• [What is required] Every line that includes the word "drawn" is to be listed.

• [Source material]
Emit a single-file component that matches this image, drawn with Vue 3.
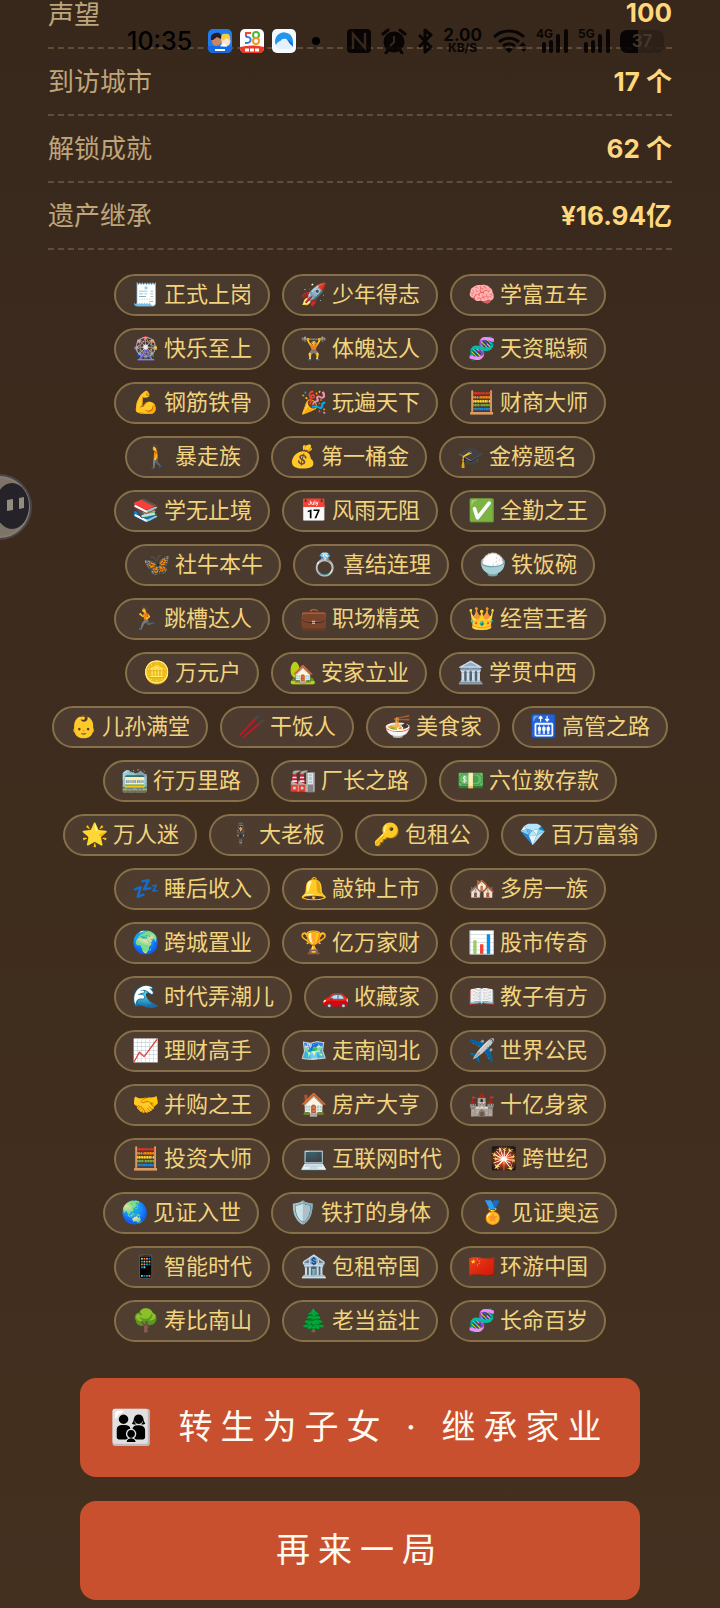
<script setup>
const stats = [
  { label: '声望', value: '100' },
  { label: '到访城市', value: '17 个' },
  { label: '解锁成就', value: '62 个' },
  { label: '遗产继承', value: '¥16.94亿' }
]

const badges = [
  { icon: '🧾', name: '正式上岗' },
  { icon: '🚀', name: '少年得志' },
  { icon: '🧠', name: '学富五车' },
  { icon: '🎡', name: '快乐至上' },
  { icon: '🏋️', name: '体魄达人' },
  { icon: '🧬', name: '天资聪颖' },
  { icon: '💪', name: '钢筋铁骨' },
  { icon: '🎉', name: '玩遍天下' },
  { icon: '🧮', name: '财商大师' },
  { icon: '🚶', name: '暴走族' },
  { icon: '💰', name: '第一桶金' },
  { icon: '🎓', name: '金榜题名' },
  { icon: '📚', name: '学无止境' },
  { icon: '📅', name: '风雨无阻' },
  { icon: '✅', name: '全勤之王' },
  { icon: '🦋', name: '社牛本牛' },
  { icon: '💍', name: '喜结连理' },
  { icon: '🍚', name: '铁饭碗' },
  { icon: '🏃', name: '跳槽达人' },
  { icon: '💼', name: '职场精英' },
  { icon: '👑', name: '经营王者' },
  { icon: '🪙', name: '万元户' },
  { icon: '🏡', name: '安家立业' },
  { icon: '🏛️', name: '学贯中西' },
  { icon: '👶', name: '儿孙满堂' },
  { icon: '🥢', name: '干饭人' },
  { icon: '🍜', name: '美食家' },
  { icon: '🛗', name: '高管之路' },
  { icon: '🚞', name: '行万里路' },
  { icon: '🏭', name: '厂长之路' },
  { icon: '💵', name: '六位数存款' },
  { icon: '🌟', name: '万人迷' },
  { icon: '🕴️', name: '大老板' },
  { icon: '🔑', name: '包租公' },
  { icon: '💎', name: '百万富翁' },
  { icon: '💤', name: '睡后收入' },
  { icon: '🔔', name: '敲钟上市' },
  { icon: '🏘️', name: '多房一族' },
  { icon: '🌍', name: '跨城置业' },
  { icon: '🏆', name: '亿万家财' },
  { icon: '📊', name: '股市传奇' },
  { icon: '🌊', name: '时代弄潮儿' },
  { icon: '🚗', name: '收藏家' },
  { icon: '📖', name: '教子有方' },
  { icon: '📈', name: '理财高手' },
  { icon: '🗺️', name: '走南闯北' },
  { icon: '✈️', name: '世界公民' },
  { icon: '🤝', name: '并购之王' },
  { icon: '🏠', name: '房产大亨' },
  { icon: '🏰', name: '十亿身家' },
  { icon: '🧮', name: '投资大师' },
  { icon: '💻', name: '互联网时代' },
  { icon: '🎇', name: '跨世纪' },
  { icon: '🌏', name: '见证入世' },
  { icon: '🛡️', name: '铁打的身体' },
  { icon: '🏅', name: '见证奥运' },
  { icon: '📱', name: '智能时代' },
  { icon: '🏦', name: '包租帝国' },
  { icon: '🇨🇳', name: '环游中国' },
  { icon: '🌳', name: '寿比南山' },
  { icon: '🌲', name: '老当益壮' },
  { icon: '🧬', name: '长命百岁' }
]

const signals = ['4G', '5G']
</script>

<template>
  <div class="page">
    <main class="summary">
      <dl class="stats">
        <div v-for="s in stats" :key="s.label" class="stat">
          <dt>{{ s.label }}</dt>
          <dd>{{ s.value }}</dd>
        </div>
      </dl>

      <ul class="badges">
        <li v-for="b in badges" :key="b.name" class="badge">
          <span class="badge-icon">{{ b.icon }}</span>
          <span>{{ b.name }}</span>
        </li>
      </ul>

      <div class="actions">
        <button type="button" class="action">👨‍👩‍👦 转生为子女 · 继承家业</button>
        <button type="button" class="action">再来一局</button>
      </div>
    </main>

    <!-- system status bar, drawn over the scrolled page -->
    <header class="status">
      <div class="status-group">
        <time class="clock">10:35</time>
        <div class="apps">
          <svg width="24" height="24" viewBox="0 0 24 24">
            <rect width="24" height="24" rx="5" fill="#1f7df0" />
            <path d="M13 10c2-3 8-3 9 0 1 3 0 6-3 7h-5z" fill="#fbe3cf" />
            <path d="M13 9c0-4 3-5 5-4 3-1 5 2 4 7l-3-3-3 2-3 1z" fill="#f7cf3e" />
            <path d="M4 11c0-2 2-3 5-3s5 2 4 6c-1 2-3 3-5 3-3 0-4-3-4-6z" fill="#c98564" />
            <path d="M3 11c-1-5 2-7 5-7 4-1 6 2 5 6l-4-2-4 3z" fill="#2a1c22" />
            <path d="M12 17l3-3 3 1 1 3-5 1z" fill="#fff" />
            <path d="M0 17c7-1 17 2 24 0v2c0 3-2 5-5 5H5c-3 0-5-2-5-5z" fill="#1669e0" />
            <path d="M7 21h10" stroke="#fff" stroke-width="2" />
          </svg>
          <svg width="24" height="24" viewBox="0 0 24 24">
            <rect width="24" height="24" rx="5" fill="#fff" />
            <path d="M0 18c8-2 16-2 24 0v1c0 3-2 5-5 5H5c-3 0-5-2-5-5z" fill="#e93b25" />
            <path d="M11 4H6v4" fill="none" stroke="#ef4a2b" stroke-width="2" />
            <path d="M6 8c6-1 6 6 1 6H5" fill="none" stroke="#2f7fe0" stroke-width="2" />
            <circle cx="16" cy="6" r="3" fill="none" stroke="#52b53c" stroke-width="2" />
            <circle cx="16" cy="12" r="3" fill="none" stroke="#f39a25" stroke-width="2" />
            <path d="M5 21h14" stroke="#fff" stroke-width="3" stroke-dasharray="4 1" />
          </svg>
          <svg width="24" height="24" viewBox="0 0 24 24">
            <rect width="24" height="24" rx="5" fill="#f7fafd" />
            <path d="M5 18A9 9 0 1 1 21 12v6l-4-4c0-4-6-6-8-2-3 0-4 3-4 6z" fill="#2196ee" />
            <path d="M17 14l-3-3c2-1 5 1 7 5v2z" fill="#1668d8" />
            <path d="M5 18c-2 0-1-5 3-5 1-4 8-4 9 1l4 4c-1 2-3 2-5 2H8c-2 0-3-1-3-2z" fill="#e4f1fc" />
          </svg>
        </div>
        <span class="dot"></span>
      </div>

      <div class="status-group status-right">
        <svg width="24" height="24" viewBox="0 0 24 24">
          <rect width="24" height="24" rx="4" />
          <path d="M6 20V5l12 14V4" fill="none" stroke="#38281c" stroke-width="2.4" />
        </svg>
        <svg width="26" height="26" viewBox="0 0 26 26">
          <circle cx="13" cy="14" r="10.5" />
          <path d="M2 6l5-4M24 6l-5-4M7 22l-2 3M19 22l2 3" stroke="#000" stroke-width="3" stroke-linecap="round" />
          <path d="M13 8v6l-4 4" fill="none" stroke="#38281c" stroke-width="2" />
        </svg>
        <svg width="16" height="26" viewBox="0 0 16 26">
          <path d="M2 7l12 12-6 5V2l6 5L2 19" fill="none" stroke="#000" stroke-width="3" stroke-linejoin="round" />
        </svg>
        <span class="speed"><b>2.00</b><small>KB/S</small></span>
        <svg width="34" height="26" viewBox="0 0 34 26">
          <path d="M2 9c8-8 22-8 30 0M7 14c6-5 14-5 20 0M11 18c3-3 9-3 12 0" fill="none" stroke="#000" stroke-width="3" />
          <path d="M13 21q4-3 8 0l-4 4zM27 18l4-4 3 4zM29 21h5l-2 3z" />
        </svg>
        <span v-for="s in signals" :key="s" class="signal">
          <small>{{ s }}</small>
          <svg width="28" height="24" viewBox="0 0 28 24">
            <path d="M4 22v-7M11 22V13M18 22V7M26 22V2" stroke="#000" stroke-width="4" stroke-linecap="round" />
          </svg>
        </span>
        <span class="battery">37</span>
      </div>
    </header>

    <!-- floating game assistant handle, half off the left edge -->
    <svg class="assistant" width="33" height="66" viewBox="0 0 33 66">
      <circle cx="-1" cy="33" r="32" fill="#857c6f" stroke="#4c4547" stroke-width="2" />
      <circle cx="-1" cy="33" r="29" fill="#7d7467" />
      <ellipse cx="12" cy="32" rx="17" ry="23" fill="#252229" />
      <path d="M7 26l6-1v11l-6 1zM19 24l5-1v11l-5 1z" fill="#958c7c" />
    </svg>
  </div>
</template>

<style>
body {
  margin: 0;
  background: #44301f;
}
</style>

<style scoped>
.page {
  position: relative;
  overflow: hidden;
  background: linear-gradient(#38281c, #44301f);
  font-family: Inter, "Noto Sans CJK SC", "Noto Color Emoji", sans-serif;
}

.summary {
  padding: 0 48px 8px;
}

/* the list is scrolled partly under the top edge */
.stats {
  margin: -18px 0 24px;
}

.stat {
  display: flex;
  align-items: center;
  justify-content: space-between;
  box-sizing: border-box;
  height: 67px;
  padding-bottom: 4px;
  border-bottom: 2px dashed #5f4d39;
}

.stat dt {
  font-size: 26px;
  color: #bea57b;
}

.stat dd {
  margin: 0;
  font-size: 26px;
  font-weight: 700;
  color: #ffd77c;
}

.badges {
  display: flex;
  flex-wrap: wrap;
  justify-content: center;
  gap: 12px;
  margin: 0;
  padding: 0;
  list-style: none;
}

.badge {
  display: flex;
  align-items: center;
  gap: 4px;
  padding: 2px 16px 4px;
  border: 2px solid #86704a;
  border-radius: 21px;
  background: rgba(255, 255, 255, 0.08);
  font-size: 22px;
  line-height: 32px;
  color: #f2d47e;
}

.badge-icon {
  display: flex;
  justify-content: center;
  width: 28px;
}

.actions {
  display: flex;
  flex-direction: column;
  gap: 24px;
  margin: 36px 32px 0;
}

.action {
  padding: 24px 0 26px;
  border: 0;
  border-radius: 16px;
  background: #c8502e;
  color: #fffaf0;
  font: inherit;
  font-size: 34px;
  line-height: 49px;
  letter-spacing: 8px;
  white-space: nowrap;
  cursor: pointer;
}

.status {
  position: absolute;
  top: 26px;
  left: 0;
  right: 0;
  display: flex;
  align-items: center;
  justify-content: space-between;
  height: 30px;
  padding: 0 56px 0 127px;
  color: #000;
  pointer-events: none;
}

.status-group,
.apps {
  display: flex;
  align-items: center;
}

.status-group {
  gap: 16px;
}

.apps {
  gap: 8px;
}

.status-right {
  gap: 10px;
  opacity: 0.85;
}

.clock {
  font-size: 25px;
  font-weight: 500;
}

.dot {
  width: 8px;
  height: 8px;
  border-radius: 50%;
  background: #000;
}

.speed {
  display: flex;
  flex-direction: column;
  align-items: center;
}

.speed b {
  font-size: 17px;
  font-weight: 700;
  line-height: 14px;
}

.speed small {
  font-size: 12px;
  font-weight: 700;
  line-height: 12px;
}

.signal {
  position: relative;
  display: flex;
  padding-left: 4px;
}

.signal small {
  position: absolute;
  top: 0;
  left: 0;
  font-size: 12px;
  font-weight: 700;
  line-height: 10px;
}

.battery {
  width: 44px;
  border-radius: 7px;
  background: linear-gradient(90deg, #000 40%, #2a2019 40%);
  color: #4a3b2d;
  font-size: 17px;
  font-weight: 600;
  line-height: 23px;
  text-align: center;
}

.assistant {
  position: absolute;
  top: 474px;
  left: 0;
}
</style>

• [Exercise answer]
Emit a single-file component that matches this image, drawn with Vue 3.
    <!-- system status bar, drawn over the scrolled page -->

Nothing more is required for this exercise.